I enjoy the ads where honesty really is the policy, such as: “1982 Ford F100...don’t expect much,  $450.”

Or “1970 Pontiac Trans Am....looks good from a distance.”

Perhaps you’d prefer a “1957 Nash Metropolitan Convertible, former Shriner’s parade car...no top fabric, terrible paint and upholstery.”

Too old? How about a “1987 Ford Mustang GT. Loud, fast and rusty...$1,100.”

How about a “1991 Chevy short box...61,000 miles, Odometer only works part time.” At least they’re honest about it, just like the owner of the “1998 Jeep Cherokee Sport...tires 75% good!” Do they mean each tire has 3/4 of their original tread or three are new and one is bald?

Then there’s the “2004 Hyundai Accent...great on gas, after all, how far can you drive one of these?”

Maybe you’d like a car with two great selling points, like this “1987 Ford Thunderbird...needs only headlights to legally drive, ...Hood latch works, $1,000.”   

I personally like the ad for the 1991 Dodge Stealth: “needs engine and window regulator, ran and drove good before.” You probably could have nursed it along without the engine, but that window regulator is essential.

Could you use a nice truck? “1994 Ford F250 Supercab...don’t let the largely unattractive exterior fool you, this truck’s interior is kinda rough, too”     

I laughed at the ad for the 1971 Ford Pinto for $750 which stated “no dreamers.” Does anyone really dream of a 1971 Pinto?

Then there’s the 1973 Corvette ad which states: “The last owner was an adult woman that cared for this car as if it were her own child.” That would explain the pacifier and burp cloth in the glove box.

There’s no lack of cars with celebrity connections, some more celebrated than others.

How about a 1986 Mercedes Benz 560SL, formerly owned by the late Dean Martin? Or another celeb Mercedes, a 1987 450SL owned by the late Redd Foxx of “Sanford and Son” fame? 

Some celebrity cars are even available with autographs. Only $6,950 will get you a replica of Ernie Irvan’s 1989 Pontiac Grand Prix NASCAR stock car, autographed by Ernie.
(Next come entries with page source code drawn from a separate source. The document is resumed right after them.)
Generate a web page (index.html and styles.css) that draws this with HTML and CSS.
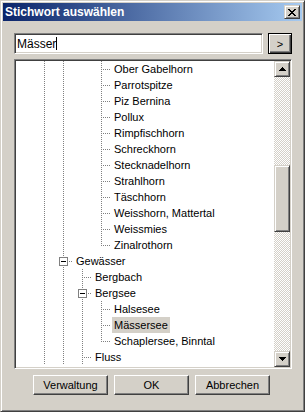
FILE: index.html
```html
<!DOCTYPE html>
<html lang="de">
<head>
  <meta charset="UTF-8">
  <title>Stichwort auswählen</title>
  <link rel="stylesheet" href="styles.css">
</head>
<body>

  <div class="window">
    <div class="titlebar">
      <span class="title">Stichwort auswählen</span>
      <span class="close-btn">
        <svg width="8" height="7" viewBox="0 0 8 7"><path d="M0 0h2v1h-2zM6 0h2v1h-2zM1 1h2v1h-2zM5 1h2v1h-2zM2 2h4v1h-4zM3 3h2v1h-2zM2 4h4v1h-4zM1 5h2v1h-2zM5 5h2v1h-2zM0 6h2v1h-2zM6 6h2v1h-2z" fill="#000"/></svg>
      </span>
    </div>

    <div class="content">
      <div class="search-row">
        <div class="field"><span>Mässer</span><span class="caret"></span></div>
        <button class="btn btn-default go">&gt;</button>
      </div>

      <div class="tree">
        <ul class="tree-list">
          <li class="row"><span class="g line"></span><span class="g line"></span><span class="g"></span><span class="g tee"></span><span class="label">Ober Gabelhorn</span></li>
          <li class="row"><span class="g line"></span><span class="g line"></span><span class="g"></span><span class="g tee"></span><span class="label">Parrotspitze</span></li>
          <li class="row"><span class="g line"></span><span class="g line"></span><span class="g"></span><span class="g tee"></span><span class="label">Piz Bernina</span></li>
          <li class="row"><span class="g line"></span><span class="g line"></span><span class="g"></span><span class="g tee"></span><span class="label">Pollux</span></li>
          <li class="row"><span class="g line"></span><span class="g line"></span><span class="g"></span><span class="g tee"></span><span class="label">Rimpfischhorn</span></li>
          <li class="row"><span class="g line"></span><span class="g line"></span><span class="g"></span><span class="g tee"></span><span class="label">Schreckhorn</span></li>
          <li class="row"><span class="g line"></span><span class="g line"></span><span class="g"></span><span class="g tee"></span><span class="label">Stecknadelhorn</span></li>
          <li class="row"><span class="g line"></span><span class="g line"></span><span class="g"></span><span class="g tee"></span><span class="label">Strahlhorn</span></li>
          <li class="row"><span class="g line"></span><span class="g line"></span><span class="g"></span><span class="g tee"></span><span class="label">Täschhorn</span></li>
          <li class="row"><span class="g line"></span><span class="g line"></span><span class="g"></span><span class="g tee"></span><span class="label">Weisshorn, Mattertal</span></li>
          <li class="row"><span class="g line"></span><span class="g line"></span><span class="g"></span><span class="g tee"></span><span class="label">Weissmies</span></li>
          <li class="row"><span class="g line"></span><span class="g line"></span><span class="g"></span><span class="g corner"></span><span class="label">Zinalrothorn</span></li>
          <li class="row"><span class="g line"></span><span class="g tee"><span class="toggle"></span></span><span class="label">Gewässer</span></li>
          <li class="row"><span class="g line"></span><span class="g line"></span><span class="g tee"></span><span class="label">Bergbach</span></li>
          <li class="row"><span class="g line"></span><span class="g line"></span><span class="g tee"><span class="toggle"></span></span><span class="label">Bergsee</span></li>
          <li class="row"><span class="g line"></span><span class="g line"></span><span class="g line"></span><span class="g tee"></span><span class="label">Halsesee</span></li>
          <li class="row"><span class="g line"></span><span class="g line"></span><span class="g line"></span><span class="g tee"></span><span class="label selected">Mässersee</span></li>
          <li class="row"><span class="g line"></span><span class="g line"></span><span class="g line"></span><span class="g corner"></span><span class="label">Schaplersee, Binntal</span></li>
          <li class="row"><span class="g line"></span><span class="g line"></span><span class="g tee"></span><span class="label">Fluss</span></li>
        </ul>

        <div class="scrollbar">
          <div class="sb-btn">
            <svg width="7" height="4" viewBox="0 0 7 4"><path d="M3 0h1v1h-1zM2 1h3v1h-3zM1 2h5v1h-5zM0 3h7v1h-7z" fill="#000"/></svg>
          </div>
          <div class="sb-track">
            <div class="sb-thumb"></div>
          </div>
          <div class="sb-btn">
            <svg width="7" height="4" viewBox="0 0 7 4"><path d="M0 0h7v1h-7zM1 1h5v1h-5zM2 2h3v1h-3zM3 3h1v1h-1z" fill="#000"/></svg>
          </div>
        </div>
      </div>

      <div class="buttons">
        <button class="btn">Verwaltung</button>
        <button class="btn">OK</button>
        <button class="btn">Abbrechen</button>
      </div>
    </div>
  </div>

</body>
</html>
```

FILE: styles.css
```css
body {
  margin: 0;
  font-family: "Liberation Sans", Arial, sans-serif;
  font-size: 11px;
  color: #000;
}

.window {
  width: 305px;
  height: 412px;
  box-sizing: border-box;
  background: #d4d0c8;
  border: 1px solid;
  border-color: #d4d0c8 #404040 #404040 #d4d0c8;
  box-shadow: inset 1px 1px #fff, inset -1px -1px #808080;
  padding: 2px;
}

.titlebar {
  height: 18px;
  display: flex;
  align-items: center;
  justify-content: space-between;
  padding: 0 2px 0 2px;
  background: linear-gradient(90deg, #0a246a, #a6caf0);
}

.title {
  color: #fff;
  font-weight: bold;
  font-size: 12px;
}

.close-btn {
  width: 16px;
  height: 14px;
  box-sizing: border-box;
  display: flex;
  align-items: center;
  justify-content: center;
  background: #d4d0c8;
  border: 1px solid;
  border-color: #d4d0c8 #404040 #404040 #d4d0c8;
  box-shadow: inset 1px 1px #fff, inset -1px -1px #808080;
}

.content {
  padding: 12px 10px 0 11px;
}

.search-row {
  display: flex;
  gap: 5px;
}

.field {
  width: 249px;
  height: 21px;
  box-sizing: border-box;
  display: flex;
  align-items: center;
  padding-left: 2px;
  background: #fff;
  border: 1px solid;
  border-color: #808080 #fff #fff #808080;
  box-shadow: inset 1px 1px #404040, inset -1px -1px #d4d0c8;
  font-size: 12px;
}

.caret {
  width: 1px;
  height: 13px;
  background: #000;
}

.btn {
  height: 20px;
  box-sizing: border-box;
  padding: 0;
  background: #d4d0c8;
  border: 1px solid;
  border-color: #fff #404040 #404040 #fff;
  box-shadow: inset -1px -1px #808080;
  font-family: inherit;
  font-size: 11px;
  color: #000;
}

.btn-default {
  border-color: #000;
  box-shadow: inset 1px 1px #fff, inset -1px -1px #404040, inset -2px -2px #808080;
}

.go {
  width: 24px;
  height: 21px;
}

.tree {
  margin-top: 5px;
  width: 278px;
  height: 310px;
  box-sizing: border-box;
  display: flex;
  padding: 1px;
  background: #fff;
  border: 1px solid;
  border-color: #808080 #fff #fff #808080;
  box-shadow: inset 1px 1px #404040, inset -1px -1px #d4d0c8;
}

.tree-list {
  flex: 1;
  list-style: none;
  margin: 0;
  padding: 0 0 0 19px;
  overflow: hidden;
}

.row {
  display: flex;
  height: 16px;
  line-height: 16px;
  white-space: nowrap;
}

.g {
  width: 19px;
  height: 16px;
  flex: none;
  display: flex;
  justify-content: center;
  align-items: flex-start;
}

.g.line {
  background: repeating-linear-gradient(#808080 0 1px, transparent 1px 2px) 9px 0 / 1px 16px no-repeat;
}

.g.tee {
  background:
    repeating-linear-gradient(#808080 0 1px, transparent 1px 2px) 9px 0 / 1px 16px no-repeat,
    repeating-linear-gradient(90deg, transparent 0 1px, #808080 1px 2px) 10px 8px / 9px 1px no-repeat;
}

.g.corner {
  background:
    repeating-linear-gradient(#808080 0 1px, transparent 1px 2px) 9px 0 / 1px 9px no-repeat,
    repeating-linear-gradient(90deg, transparent 0 1px, #808080 1px 2px) 10px 8px / 9px 1px no-repeat;
}

.toggle {
  width: 9px;
  height: 9px;
  box-sizing: border-box;
  margin-top: 4px;
  margin-right: 1px;
  border: 1px solid #808080;
  background: linear-gradient(#000, #000) center / 5px 1px no-repeat, #fff;
}

.label {
  margin-left: 1px;
  padding: 0 2px;
}

.label.selected {
  background: #d4d0c8;
}

.scrollbar {
  width: 16px;
  flex: none;
  display: flex;
  flex-direction: column;
}

.sb-btn {
  height: 16px;
  box-sizing: border-box;
  display: flex;
  align-items: center;
  justify-content: center;
  background: #d4d0c8;
  border: 1px solid;
  border-color: #d4d0c8 #404040 #404040 #d4d0c8;
  box-shadow: inset 1px 1px #fff, inset -1px -1px #808080;
}

.sb-track {
  flex: 1;
  background: repeating-conic-gradient(#fff 0 25%, #d4d0c8 0 50%) 0 0 / 2px 2px;
}

.sb-thumb {
  margin-top: 88px;
  height: 67px;
  box-sizing: border-box;
  background: #d4d0c8;
  border: 1px solid;
  border-color: #d4d0c8 #404040 #404040 #d4d0c8;
  box-shadow: inset 1px 1px #fff, inset -1px -1px #808080;
}

.buttons {
  display: flex;
  gap: 6px;
  margin-top: 6px;
  padding-left: 19px;
}

.buttons .btn {
  width: 75px;
}
```
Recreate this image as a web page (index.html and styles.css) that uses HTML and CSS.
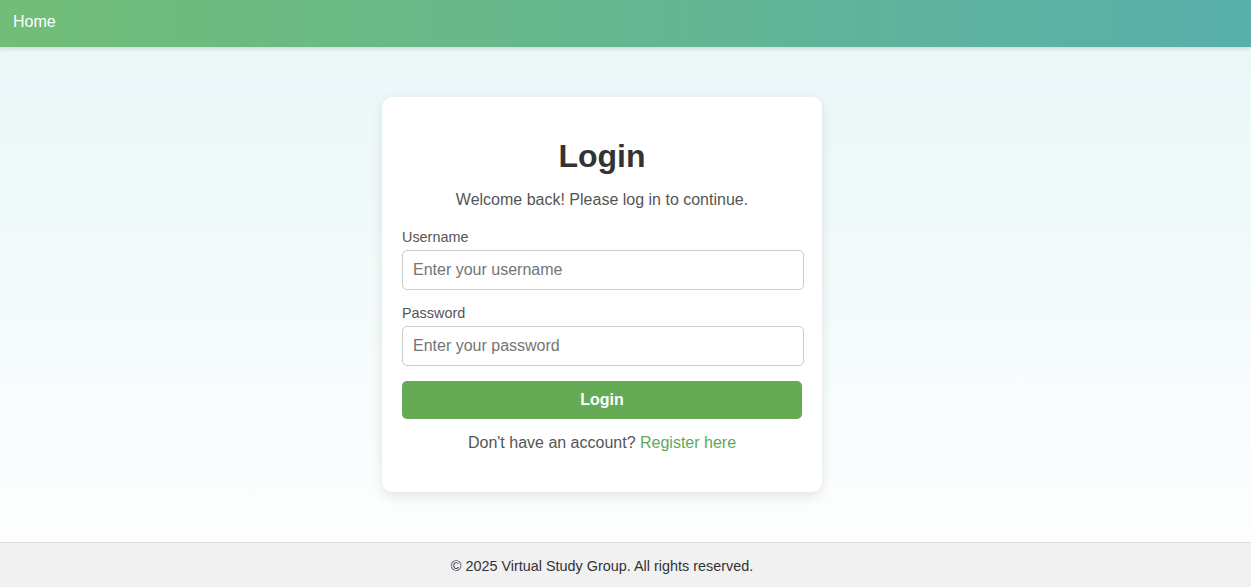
FILE: index.html
```html
<!DOCTYPE html>
<html lang="en">
<head>
<meta charset="utf-8">
<title>Login</title>
<link rel="stylesheet" href="styles.css">
</head>
<body>
<header class="topbar">
  <a class="home-link" href="#">Home</a>
</header>
<main class="main">
  <section class="card">
    <h2 class="title">Login</h2>
    <p class="subtitle">Welcome back! Please log in to continue.</p>
    <form class="form">
      <label class="label" for="username">Username</label>
      <input class="input" id="username" type="text" placeholder="Enter your username">
      <label class="label" for="password">Password</label>
      <input class="input" id="password" type="password" placeholder="Enter your password">
      <button class="btn" type="button">Login</button>
    </form>
    <p class="register">Don't have an account? <a href="#" class="register-link">Register here</a></p>
  </section>
</main>
<footer class="footer">© 2025 Virtual Study Group. All rights reserved.</footer>
</body>
</html>
```
FILE: styles.css
```css
* { box-sizing: content-box; }
html, body { height: 100%; }
body {
  margin: 0;
  font-family: "Liberation Sans", Arial, sans-serif;
  display: flex;
  flex-direction: column;
  min-height: 100vh;
  background: linear-gradient(to bottom, #e8f6f7, #ffffff);
  color: #333;
}
.topbar {
  height: 47px;
  display: flex;
  align-items: center;
  padding: 0 13px;
  background: linear-gradient(to right, #72bd77, #58afab);
  box-shadow: 0 2px 4px rgba(0,0,0,0.12);
  position: relative;
  z-index: 1;
}
.home-link {
  color: #fff;
  text-decoration: none;
  font-size: 16px;
  margin-top: -4px;
}
.main {
  flex: 1;
  display: flex;
  align-items: center;
  justify-content: center;
  padding-right: 47px;
}
.card {
  width: 400px;
  padding: 41px 20px 40px;
  background: #fff;
  border-radius: 10px;
  box-shadow: 0 4px 12px rgba(0,0,0,0.1);
  text-align: center;
}
.title {
  margin: 0 0 16px;
  font-size: 32px;
  line-height: 37px;
  color: #333;
}
.subtitle {
  margin: 0 0 20px;
  font-size: 16px;
  line-height: 18px;
  color: #555;
}
.form {
  display: flex;
  flex-direction: column;
  text-align: left;
}
.label {
  font-size: 14.4px;
  line-height: 16px;
  color: #555;
  margin-bottom: 5px;
}
.input {
  width: calc(100% - 20px);
  padding: 10px;
  border: 1px solid #ccc;
  border-radius: 5px;
  font-size: 16px;
  line-height: 18px;
  font-family: "Liberation Sans", Arial, sans-serif;
  color: #333;
  margin-bottom: 15px;
}
.input::placeholder { color: #757575; }
.btn {
  height: 38px;
  border: none;
  border-radius: 5px;
  background: #65ab55;
  color: #fff;
  font-weight: bold;
  font-size: 16px;
  font-family: "Liberation Sans", Arial, sans-serif;
  padding: 0;
}
.register {
  margin: 15px 0 0;
  font-size: 16px;
  line-height: 18px;
  color: #555;
}
.register-link {
  color: #5fa85a;
  text-decoration: none;
}
.footer {
  display: flex;
  align-items: center;
  justify-content: center;
  padding: 2px 47px 0 0;
  box-sizing: border-box;
  height: 45px;
  background: #f1f1f1;
  border-top: 1px solid #ddd;
  font-size: 14.4px;
  color: #333;
}
```
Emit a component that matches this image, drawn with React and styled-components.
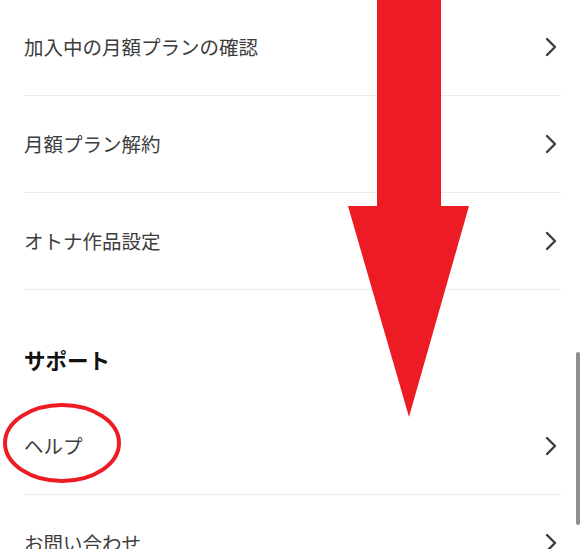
import React from 'react';
import styled, { createGlobalStyle } from 'styled-components';

const GlobalStyle = createGlobalStyle`
  html, body {
    margin: 0;
    padding: 0;
    background: #ffffff;
    overflow: hidden;
  }
  body {
    font-family: "Noto Sans CJK JP", "Noto Sans", sans-serif;
  }
`;

const Screen = styled.div`
  position: relative;
  width: 585px;
  height: 549px;
  overflow: hidden;
  background: #fff;
`;

const List = styled.div`
  margin-top: -1px;
  padding: 0 24px;
  width: 537px;
`;

const Row = styled.div`
  display: flex;
  align-items: center;
  justify-content: space-between;
  height: 96px;
  border-bottom: ${(p) => (p.last ? 'none' : '1.5px solid #ebebeb')};
  color: #3d3d3d;
  font-size: 19.5px;
`;

const Label = styled.span`
  line-height: 1;
`;

const Chevron = styled.svg`
  width: 12px;
  height: 20px;
  margin-right: 4px;
  flex-shrink: 0;
`;

const SectionTitle = styled.h2`
  margin: 0;
  padding: 58px 0 26px;
  height: 24px;
  font-size: 21.5px;
  font-weight: 700;
  line-height: 24px;
  color: #111;
`;

const Overlay = styled.svg`
  position: absolute;
  left: 0;
  top: 0;
  pointer-events: none;
`;

const ScrollThumb = styled.div`
  position: absolute;
  left: 576px;
  top: 352px;
  width: 4px;
  height: 173px;
  border-radius: 2px;
  background: #8f8f8f;
`;

const Arrow = () => (
  <Chevron viewBox="0 0 12 20">
    <path d="M2 2l8 8-8 8" fill="none" stroke="#3a3d42" strokeWidth="2.4" strokeLinecap="round" strokeLinejoin="round" />
  </Chevron>
);

const ListRow = ({ label, last }) => (
  <Row last={last}>
    <Label>{label}</Label>
    <Arrow />
  </Row>
);

export default function App () {
  return (
    <Screen>
      <GlobalStyle />
      <List>
        <ListRow label="加入中の月額プランの確認" />
        <ListRow label="月額プラン解約" />
        <ListRow label="オトナ作品設定" />
        <SectionTitle>サポート</SectionTitle>
        <ListRow label="ヘルプ" />
        <ListRow label="お問い合わせ" last />
      </List>
      <ScrollThumb />
      <Overlay width="585" height="549" viewBox="0 0 585 549">
        <polygon
          points="377,0 441,0 441,206 469,206 409,417 348,206 377,206"
          fill="#ed1c24"
        />
        <ellipse cx="62" cy="443" rx="57" ry="38" fill="none" stroke="#ed1c24" strokeWidth="4" />
      </Overlay>
    </Screen>
  );
}
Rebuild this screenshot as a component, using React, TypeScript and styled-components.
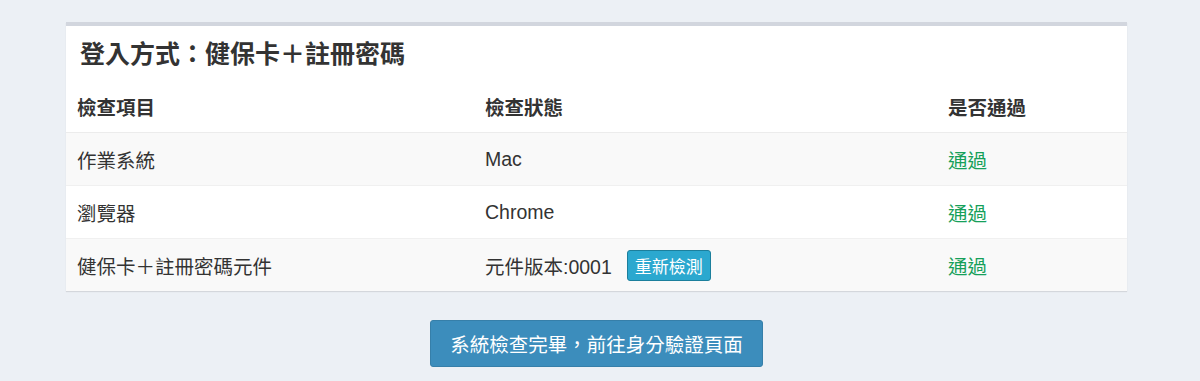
import styled, { createGlobalStyle } from 'styled-components';

const GlobalStyle = createGlobalStyle`
  body {
    margin: 0;
    background: #ecf0f5;
    font-family: "Liberation Sans", "Noto Sans CJK TC", sans-serif;
    color: #333;
  }
`;

const Page = styled.div`
  padding: 22px 73px 0 66px;
  display: flex;
  flex-direction: column;
  align-items: center;
`;

const Box = styled.section`
  width: 100%;
  background: #fff;
  border-top: 4px solid #d2d6de;
  box-shadow: 0 1px 1px rgba(0, 0, 0, 0.1);
`;

const BoxHeader = styled.h3`
  margin: 0;
  padding: 12px 14px 14px;
  font-family: "Noto Sans CJK TC", "Liberation Sans", sans-serif;
  font-size: 25px;
  line-height: 28px;
  font-weight: bold;
  color: #333;
`;

const Table = styled.table`
  width: 100%;
  table-layout: fixed;
  border-collapse: collapse;
  font-size: 19.5px;
`;

const Col = styled.col<{ $width?: number }>`
  width: ${(p) => (p.$width ? `${p.$width}px` : 'auto')};
`;

const Row = styled.tr<{ $striped?: boolean }>`
  background: ${(p) => (p.$striped ? '#f9f9f9' : '#fff')};
  border-top: 1px solid #f0f0f0;
`;

const Th = styled.th`
  height: 52px;
  padding: 0 11px;
  text-align: left;
  font-weight: bold;
  border-bottom: 1px solid #ececec;
`;

const Td = styled.td`
  height: 52px;
  padding: 0 11px;
  vertical-align: middle;
`;

const Pass = styled.span`
  color: #16a05a;
`;

const Version = styled.div`
  display: flex;
  align-items: center;
  gap: 15px;
`;

const SmallButton = styled.button`
  height: 31px;
  padding: 0 7px;
  font-family: inherit;
  font-size: 17px;
  color: #fff;
  background: #2ba8cf;
  border: 1px solid #1c7f9c;
  border-radius: 3px;
`;

const PrimaryButton = styled.button`
  margin-top: 29px;
  height: 47px;
  padding: 0 19px;
  font-family: inherit;
  font-size: 19.5px;
  color: #fff;
  background: #3c8dbc;
  border: 1px solid #367fa9;
  border-radius: 3px;
`;

const rows = [
  { item: '作業系統', status: 'Mac' },
  { item: '瀏覽器', status: 'Chrome' },
  { item: '健保卡＋註冊密碼元件', status: null },
];

export default function App() {
  return (
    <>
      <GlobalStyle />
      <Page>
        <Box>
          <BoxHeader>登入方式：健保卡＋註冊密碼</BoxHeader>
          <Table>
            <colgroup>
              <Col $width={408} />
              <Col $width={463} />
              <Col />
            </colgroup>
            <thead>
              <tr>
                <Th>檢查項目</Th>
                <Th>檢查狀態</Th>
                <Th>是否通過</Th>
              </tr>
            </thead>
            <tbody>
              {rows.map((r, i) => (
                <Row key={r.item} $striped={i % 2 === 0}>
                  <Td>{r.item}</Td>
                  <Td>
                    {r.status ?? (
                      <Version>
                        元件版本:0001
                        <SmallButton>重新檢測</SmallButton>
                      </Version>
                    )}
                  </Td>
                  <Td>
                    <Pass>通過</Pass>
                  </Td>
                </Row>
              ))}
            </tbody>
          </Table>
        </Box>
        <PrimaryButton>系統檢查完畢，前往身分驗證頁面</PrimaryButton>
      </Page>
    </>
  );
}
Or someone with $29,000 to blow may prefer the 1981 Delorean with “dash signed by John Delorean, a story in itself.” Unfortunately, the owner doesn’t share the story in the ad, nor does the ad say if the car comes with snow tires. 

Or how about a 1971 Pontiac Catalina, once owned by the Wrigley company. Don’t be surprised to find gum under the seats.

Want a remembrance of a long-forgotten 1960s rock group? How about a 1975 Pontiac Firebird, purchased from the dealer by Ventures guitarist Don Wilson for his girlfriend, just $22,500?

Or how about two celeb stories in one vehicle? Just $28,000 will get you an authentic 1976 Ford Torino “Starsky and Hutch” coupe “celebrity owned by ‘Funk Master Flex.’” I must admit I’ve never heard of Mr. Flex, but what the heck, I’m sure he doesn’t know me, either.

Finally, we have a few cars used in obscure movies.  Interested in a 1969 Dodge Coronet 4 door, featured in a flick called “Circumstances Of Fate?” It’s only $6,800, which means I’m probably not the only one who doesn’t remember the movie.

A whopping $99,000 will get you a 55 foot Lincoln limousine, supposedly seen in a movie starring Bruce Willis called “North.” I’m drawing a blank on this one, too, as well as “The Punisher,” a movie starring John Travolta. At least the Travolta movie’s 1968 Plymouth Road Runner is available at $16,900, a great price for a 60s muscle car.

Finally, there’s a person who wants to sell a 1966 Chevy El Camino, “as seen in movie ‘American Graffiti.’” I hate to call anyone a liar, but since the movie was set in 1962, do you suppose there really was a 1966 Chevy in it? Misleading exaggerations in the car ads, can you believe that?